GIVEN PROBLEM ->
Transcribe the material word for word, but without the images.

RECORDED DATA ->
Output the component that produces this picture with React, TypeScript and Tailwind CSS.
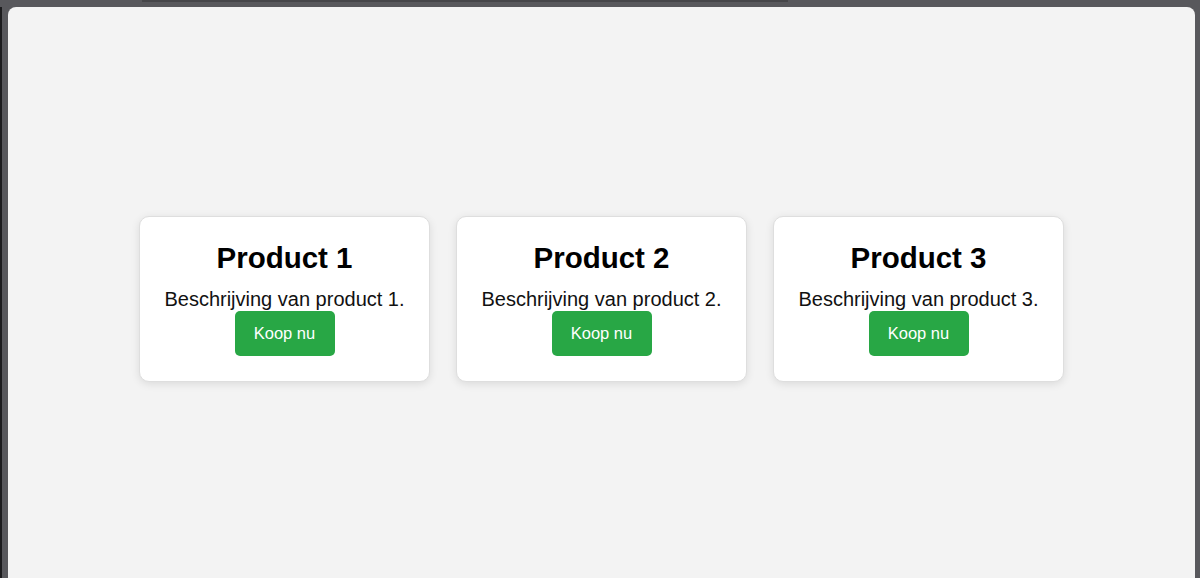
import React from 'react';

const products = [
  { id: 1, name: 'Product 1', description: 'Beschrijving van product 1.' },
  { id: 2, name: 'Product 2', description: 'Beschrijving van product 2.' },
  { id: 3, name: 'Product 3', description: 'Beschrijving van product 3.' },
];

const ProductCard: React.FC<{ name: string; description: string }> = ({ name, description }) => (
  <div className="w-[291px] h-[166px] bg-white rounded-[10px] border border-[#dedede] shadow-[0_2px_8px_rgba(0,0,0,0.1)] flex flex-col items-center pt-[24px]">
    <h2 className="text-[29.5px] leading-[34px] font-bold text-black">{name}</h2>
    <p className="text-[20px] leading-[23px] text-[#111] mt-[13px]">{description}</p>
    <button className="w-[100px] h-[45px] bg-[#28a745] text-white text-[16.5px] rounded-[5px]">
      Koop nu
    </button>
  </div>
);

export default function App() {
  return (
    <div className="h-[578px] w-[1200px] bg-[#58585c] flex flex-col overflow-hidden font-['Liberation_Sans',Arial,sans-serif]">
      <div className="h-[7px] flex shrink-0">
        <div className="w-[142px]" />
        <div className="w-[646px] h-[2px] bg-[#464649]" />
      </div>
      <div className="flex flex-1">
        <div className="w-[2px] bg-[#1c1c1e]" />
        <div className="w-[6px]" />
        <main className="flex-1 bg-[#f3f3f3] rounded-t-[8px] flex justify-center gap-[26px] pt-[209px]">
          {products.map(p => (
            <ProductCard key={p.id} name={p.name} description={p.description} />
          ))}
        </main>
        <div className="w-[5px]" />
      </div>
    </div>
  );
}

TASK SOLUTION ->
Output the component that produces this picture with React, TypeScript and Tailwind CSS.
import React from 'react';

const products = [
  { id: 1, name: 'Product 1', description: 'Beschrijving van product 1.' },
  { id: 2, name: 'Product 2', description: 'Beschrijving van product 2.' },
  { id: 3, name: 'Product 3', description: 'Beschrijving van product 3.' },
];

const ProductCard: React.FC<{ name: string; description: string }> = ({ name, description }) => (
  <div className="w-[291px] h-[166px] bg-white rounded-[10px] border border-[#dedede] shadow-[0_2px_8px_rgba(0,0,0,0.1)] flex flex-col items-center pt-[24px]">
    <h2 className="text-[29.5px] leading-[34px] font-bold text-black">{name}</h2>
    <p className="text-[20px] leading-[23px] text-[#111] mt-[13px]">{description}</p>
    <button className="w-[100px] h-[45px] bg-[#28a745] text-white text-[16.5px] rounded-[5px]">
      Koop nu
    </button>
  </div>
);

export default function App() {
  return (
    <div className="h-[578px] w-[1200px] bg-[#58585c] flex flex-col overflow-hidden font-['Liberation_Sans',Arial,sans-serif]">
      <div className="h-[7px] flex shrink-0">
        <div className="w-[142px]" />
        <div className="w-[646px] h-[2px] bg-[#464649]" />
      </div>
      <div className="flex flex-1">
        <div className="w-[2px] bg-[#1c1c1e]" />
        <div className="w-[6px]" />
        <main className="flex-1 bg-[#f3f3f3] rounded-t-[8px] flex justify-center gap-[26px] pt-[209px]">
          {products.map(p => (
            <ProductCard key={p.id} name={p.name} description={p.description} />
          ))}
        </main>
        <div className="w-[5px]" />
      </div>
    </div>
  );
}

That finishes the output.